Any organization that needs to discover distinct groupings of consumers, sales transactions, or other types of behaviors and items may find cluster analysis to be a helpful data-mining tool. For instance, banks employ cluster analysis for credit rating and insurance companies use it to identify fraudulent claims. And we know, all the organization domains would like a quick guide to Cluster Analysis that can help them in decision making.
Finding comparable groups of individuals is the goal of cluster analysis, where “similarity” between each pair of subjects refers to a general measure over the entire collection of attributes. In this article, we will discover the guide to cluster analysis for making informed and data- driven decisions.
Cluster Enhanced Information Extraction
With the help of Clustering and this experimentation, examination of a platform for enterprise blogging has been done. It explains how to get a usable subset of all the blogs that the company employees have written and published.
Enterprise blogging systems, it is widely assumed, would aid in the development of an adaptable intraorganizational network that might successfully allow knowledge transfer and encourage emergent ideas. Many businesses are making significant investments in internal blogging platforms and pushing their staff to have blogs. Information acquired on such a crowd-based platform is potentially valuable in assisting managerial work when staff members adopt it and regularly publish their views and writings on it. The problem, though, is the vast volume of data produced on such a network. Every week, an internal blogging system generally generates thousands of postings. Almost none of the articles will be read or even browsed by decision-makers.
In this case, extracting a small but representative subset of all the posted articles becomes a bottleneck problem of leveraging the useful information posted in enterprise blogging platforms, as illustrated in the above figure.
Solving via General Extracting Framework
To solve for the problem statement above, and to make cluster analysis helpful in decision making, our experts created the REPSET framework, which can be used to select a few representative articles from the initial vast corpus and summarize the posts made on enterprise blogging networks.
⇒ The first step in the proposed algorithm is to construct a similarity matrix, S={sij} of the posted blogs.
By TF/IDF model, a blog can be represented by a keyword vector denoted as:
di=[wi1, wi2,…., wip]
where p is the number of keywords, then the similarity of two blogs, i and j , is defined as,
s(i,j) = di • dj /(||di|| X ||dj||)
⇒ The second step is to divide the studied blogs into K groups by a specifically designed clustering algorithm. Initially, each blog is viewed as a separate cluster; then the clusters are gradually merged; at each stage, the two clusters with the largest cluster similarity [ Sim(Ci, Cj) = (1/ |Ni| • |Nj| ) ∑u∈Ci ∑v∈Cj s(i, j)] are merged together, and the boundary objects are reassigned after each merger.

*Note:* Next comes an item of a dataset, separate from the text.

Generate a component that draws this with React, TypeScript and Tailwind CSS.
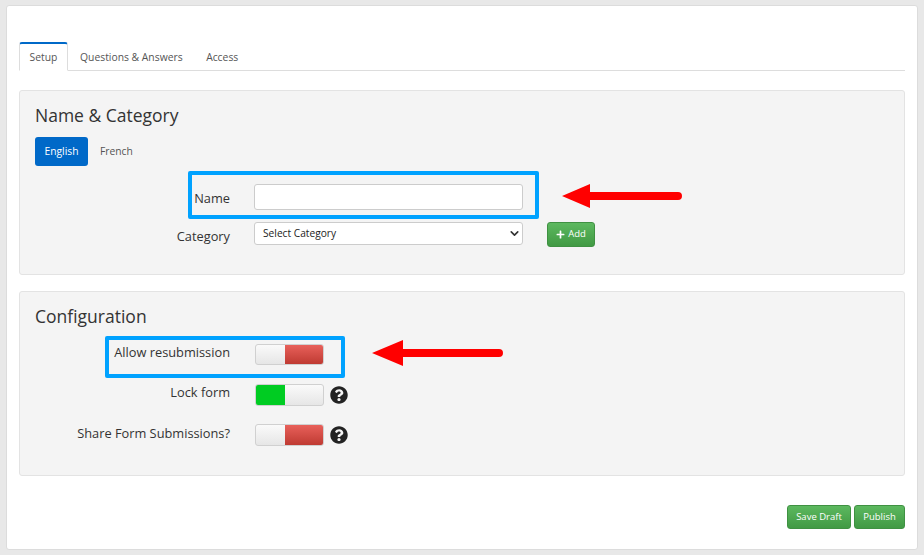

⇒ The Third Step, after combining all of the blogs into a single cluster, is to create the blog hierarchy. By cutting the hierarchy at the appropriate level and utilizing a user-specified number of clusters (or desired number of representative blogs), k, a clustering result can be generated. From each cluster, a representative blog is chosen, with the most representative blog in a cluster being chosen by,
ri = arg maxj∈Ci ∑u∈Ci s(u, j)
Conclusion
Cluster analysis groups unlabeled data to extract information, and is considered crucial for data-driven management and decision-making. In fact, for healthcare systems complex applications also like analyzing a claims data collection that includes skewed healthcare expense data, cluster analysis has been proven to be a helpful statistical method.